SOURCE MATERIAL:

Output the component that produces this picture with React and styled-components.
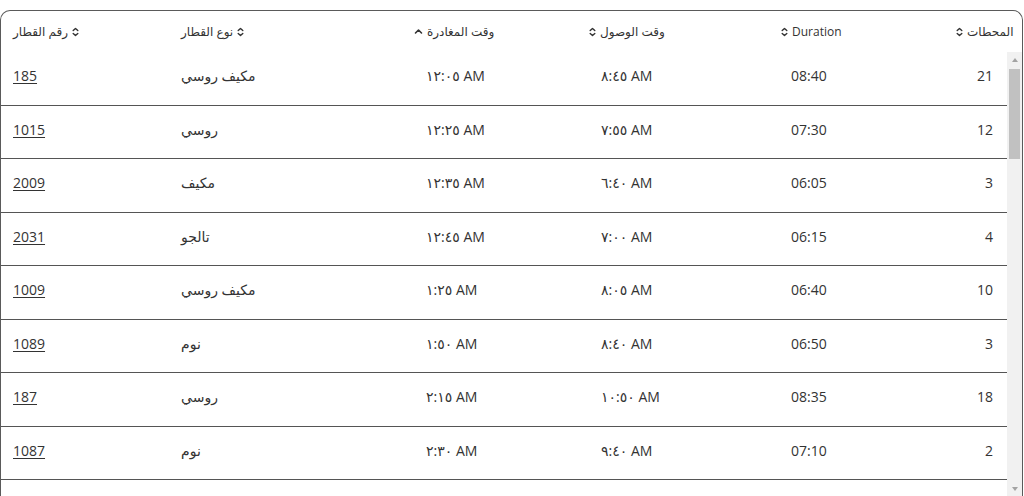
import React from 'react'
import styled, { createGlobalStyle } from 'styled-components'

const GlobalStyle = createGlobalStyle`
  html, body {
    margin: 0;
    padding: 0;
    background: #fff;
    font-family: "Open Sans", "DejaVu Sans", sans-serif;
    color: #2b2b2b;
    overflow: hidden;
  }
`

const Card = styled.div`
  margin-top: 10px;
  width: 1023px;
  height: calc(100vh - 10px);
  box-sizing: border-box;
  border: 1px solid #5a5a5a;
  border-bottom: none;
  border-radius: 10px 10px 0 0;
  display: flex;
  flex-direction: column;
  overflow: hidden;
`

const HeaderRow = styled.div`
  display: grid;
  grid-template-columns: 168px 233px 175px 192px 175px 1fr;
  height: 41px;
  align-items: center;
  flex-shrink: 0;
`

const HeaderCell = styled.div`
  display: flex;
  align-items: center;
  gap: 4px;
  padding-left: 12px;
  font-size: 12px;
  color: #333;
  cursor: pointer;
  white-space: nowrap;
`

const BodyWrap = styled.div`
  flex: 1;
  min-height: 0;
  display: flex;
`

const Rows = styled.div`
  flex: 1;
  overflow: hidden;
`

const Rail = styled.div`
  width: 15px;
  flex-shrink: 0;
  background: #f1f1f1;
  display: flex;
  flex-direction: column;
  align-items: center;
`

const RailButton = styled.div`
  width: 15px;
  height: 15px;
  display: flex;
  align-items: center;
  justify-content: center;
  flex-shrink: 0;
`

const RailTrack = styled.div`
  flex: 1;
  width: 100%;
  padding: 2px 2px 0 2px;
  box-sizing: border-box;
`

const Thumb = styled.div`
  height: 90px;
  background: #c1c1c1;
`

const Triangle = styled.div`
  width: 0;
  height: 0;
  border-left: 3.5px solid transparent;
  border-right: 3.5px solid transparent;
  ${p => (p.$down ? 'border-top: 4px solid #a3a3a3;' : 'border-bottom: 4px solid #a3a3a3;')}
`

const Row = styled.div`
  display: grid;
  grid-template-columns: 168px 245px 175px 190px 1fr 60px;
  height: 53.5px;
  box-sizing: border-box;
  border-bottom: 1px solid #555;
  align-items: center;
  padding-bottom: 5px;
`

const Cell = styled.div`
  font-size: 14px;
  color: #333;
  padding: ${p => (p.$end ? '0 14px 0 0' : '0 0 0 12px')};
  text-align: ${p => (p.$end ? 'right' : 'left')};
  white-space: nowrap;
`

const TrainLink = styled.a`
  color: #333;
  text-decoration: underline;
  text-underline-offset: 2px;
`

const SortIcon = ({ up }) =>
  up ? (
    <svg width="9" height="9" viewBox="0 0 9 9" fill="none" stroke="#333" strokeWidth="1.6" strokeLinecap="round" strokeLinejoin="round">
      <path d="M1.5 6 L4.5 3 L7.5 6" />
    </svg>
  ) : (
    <svg width="7" height="10" viewBox="0 0 7 10" fill="none" stroke="#333" strokeWidth="1.4" strokeLinecap="round" strokeLinejoin="round">
      <path d="M1.2 3.6 L3.5 1.4 L5.8 3.6" />
      <path d="M1.2 6.4 L3.5 8.6 L5.8 6.4" />
    </svg>
  )

const baseRows = [
  ['185', 'مكيف روسي', '١٢:٠٥ AM', '٨:٤٥ AM', '08:40', '21'],
  ['1015', 'روسي', '١٢:٢٥ AM', '٧:٥٥ AM', '07:30', '12'],
  ['2009', 'مكيف', '١٢:٣٥ AM', '٦:٤٠ AM', '06:05', '3'],
  ['2031', 'تالجو', '١٢:٤٥ AM', '٧:٠٠ AM', '06:15', '4'],
  ['1009', 'مكيف روسي', '١:٢٥ AM', '٨:٠٥ AM', '06:40', '10'],
  ['1089', 'نوم', '١:٥٠ AM', '٨:٤٠ AM', '06:50', '3'],
  ['187', 'روسي', '٢:١٥ AM', '١٠:٥٠ AM', '08:35', '18'],
  ['1087', 'نوم', '٢:٣٠ AM', '٩:٤٠ AM', '07:10', '2'],
]

// the list keeps going below the fold, like the scrolled table
const rows = Array.from({ length: 36 }, (_, i) => baseRows[i % baseRows.length])

const App = () => (
  <>
    <GlobalStyle />
    <Card>
      <HeaderRow>
        <HeaderCell>
          <span>رقم القطار</span>
          <SortIcon />
        </HeaderCell>
        <HeaderCell>
          <span>نوع القطار</span>
          <SortIcon />
        </HeaderCell>
        <HeaderCell>
          <SortIcon up />
          <span>وقت المغادرة</span>
        </HeaderCell>
        <HeaderCell>
          <SortIcon />
          <span>وقت الوصول</span>
        </HeaderCell>
        <HeaderCell>
          <SortIcon />
          <span>Duration</span>
        </HeaderCell>
        <HeaderCell>
          <SortIcon />
          <span>المحطات</span>
        </HeaderCell>
      </HeaderRow>
      <BodyWrap>
        <Rows>
          {rows.map((r, i) => (
            <Row key={i}>
              <Cell>
                <TrainLink href="#">{r[0]}</TrainLink>
              </Cell>
              <Cell>{r[1]}</Cell>
              <Cell>{r[2]}</Cell>
              <Cell>{r[3]}</Cell>
              <Cell>{r[4]}</Cell>
              <Cell $end>{r[5]}</Cell>
            </Row>
          ))}
        </Rows>
        <Rail>
          <RailButton>
            <Triangle />
          </RailButton>
          <RailTrack>
            <Thumb />
          </RailTrack>
          <RailButton>
            <Triangle $down />
          </RailButton>
        </Rail>
      </BodyWrap>
    </Card>
  </>
)

export default App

YOUR OBJECTIVE: All of the data above should be quoted exactly, except for the pictures.

REPLY TO THE TASK:
Output the component that produces this picture with React and styled-components.
import React from 'react'
import styled, { createGlobalStyle } from 'styled-components'

const GlobalStyle = createGlobalStyle`
  html, body {
    margin: 0;
    padding: 0;
    background: #fff;
    font-family: "Open Sans", "DejaVu Sans", sans-serif;
    color: #2b2b2b;
    overflow: hidden;
  }
`

const Card = styled.div`
  margin-top: 10px;
  width: 1023px;
  height: calc(100vh - 10px);
  box-sizing: border-box;
  border: 1px solid #5a5a5a;
  border-bottom: none;
  border-radius: 10px 10px 0 0;
  display: flex;
  flex-direction: column;
  overflow: hidden;
`

const HeaderRow = styled.div`
  display: grid;
  grid-template-columns: 168px 233px 175px 192px 175px 1fr;
  height: 41px;
  align-items: center;
  flex-shrink: 0;
`

const HeaderCell = styled.div`
  display: flex;
  align-items: center;
  gap: 4px;
  padding-left: 12px;
  font-size: 12px;
  color: #333;
  cursor: pointer;
  white-space: nowrap;
`

const BodyWrap = styled.div`
  flex: 1;
  min-height: 0;
  display: flex;
`

const Rows = styled.div`
  flex: 1;
  overflow: hidden;
`

const Rail = styled.div`
  width: 15px;
  flex-shrink: 0;
  background: #f1f1f1;
  display: flex;
  flex-direction: column;
  align-items: center;
`

const RailButton = styled.div`
  width: 15px;
  height: 15px;
  display: flex;
  align-items: center;
  justify-content: center;
  flex-shrink: 0;
`

const RailTrack = styled.div`
  flex: 1;
  width: 100%;
  padding: 2px 2px 0 2px;
  box-sizing: border-box;
`

const Thumb = styled.div`
  height: 90px;
  background: #c1c1c1;
`

const Triangle = styled.div`
  width: 0;
  height: 0;
  border-left: 3.5px solid transparent;
  border-right: 3.5px solid transparent;
  ${p => (p.$down ? 'border-top: 4px solid #a3a3a3;' : 'border-bottom: 4px solid #a3a3a3;')}
`

const Row = styled.div`
  display: grid;
  grid-template-columns: 168px 245px 175px 190px 1fr 60px;
  height: 53.5px;
  box-sizing: border-box;
  border-bottom: 1px solid #555;
  align-items: center;
  padding-bottom: 5px;
`

const Cell = styled.div`
  font-size: 14px;
  color: #333;
  padding: ${p => (p.$end ? '0 14px 0 0' : '0 0 0 12px')};
  text-align: ${p => (p.$end ? 'right' : 'left')};
  white-space: nowrap;
`

const TrainLink = styled.a`
  color: #333;
  text-decoration: underline;
  text-underline-offset: 2px;
`

const SortIcon = ({ up }) =>
  up ? (
    <svg width="9" height="9" viewBox="0 0 9 9" fill="none" stroke="#333" strokeWidth="1.6" strokeLinecap="round" strokeLinejoin="round">
      <path d="M1.5 6 L4.5 3 L7.5 6" />
    </svg>
  ) : (
    <svg width="7" height="10" viewBox="0 0 7 10" fill="none" stroke="#333" strokeWidth="1.4" strokeLinecap="round" strokeLinejoin="round">
      <path d="M1.2 3.6 L3.5 1.4 L5.8 3.6" />
      <path d="M1.2 6.4 L3.5 8.6 L5.8 6.4" />
    </svg>
  )

const baseRows = [
  ['185', 'مكيف روسي', '١٢:٠٥ AM', '٨:٤٥ AM', '08:40', '21'],
  ['1015', 'روسي', '١٢:٢٥ AM', '٧:٥٥ AM', '07:30', '12'],
  ['2009', 'مكيف', '١٢:٣٥ AM', '٦:٤٠ AM', '06:05', '3'],
  ['2031', 'تالجو', '١٢:٤٥ AM', '٧:٠٠ AM', '06:15', '4'],
  ['1009', 'مكيف روسي', '١:٢٥ AM', '٨:٠٥ AM', '06:40', '10'],
  ['1089', 'نوم', '١:٥٠ AM', '٨:٤٠ AM', '06:50', '3'],
  ['187', 'روسي', '٢:١٥ AM', '١٠:٥٠ AM', '08:35', '18'],
  ['1087', 'نوم', '٢:٣٠ AM', '٩:٤٠ AM', '07:10', '2'],
]

// the list keeps going below the fold, like the scrolled table
const rows = Array.from({ length: 36 }, (_, i) => baseRows[i % baseRows.length])

const App = () => (
  <>
    <GlobalStyle />
    <Card>
      <HeaderRow>
        <HeaderCell>
          <span>رقم القطار</span>
          <SortIcon />
        </HeaderCell>
        <HeaderCell>
          <span>نوع القطار</span>
          <SortIcon />
        </HeaderCell>
        <HeaderCell>
          <SortIcon up />
          <span>وقت المغادرة</span>
        </HeaderCell>
        <HeaderCell>
          <SortIcon />
          <span>وقت الوصول</span>
        </HeaderCell>
        <HeaderCell>
          <SortIcon />
          <span>Duration</span>
        </HeaderCell>
        <HeaderCell>
          <SortIcon />
          <span>المحطات</span>
        </HeaderCell>
      </HeaderRow>
      <BodyWrap>
        <Rows>
          {rows.map((r, i) => (
            <Row key={i}>
              <Cell>
                <TrainLink href="#">{r[0]}</TrainLink>
              </Cell>
              <Cell>{r[1]}</Cell>
              <Cell>{r[2]}</Cell>
              <Cell>{r[3]}</Cell>
              <Cell>{r[4]}</Cell>
              <Cell $end>{r[5]}</Cell>
            </Row>
          ))}
        </Rows>
        <Rail>
          <RailButton>
            <Triangle />
          </RailButton>
          <RailTrack>
            <Thumb />
          </RailTrack>
          <RailButton>
            <Triangle $down />
          </RailButton>
        </Rail>
      </BodyWrap>
    </Card>
  </>
)

export default App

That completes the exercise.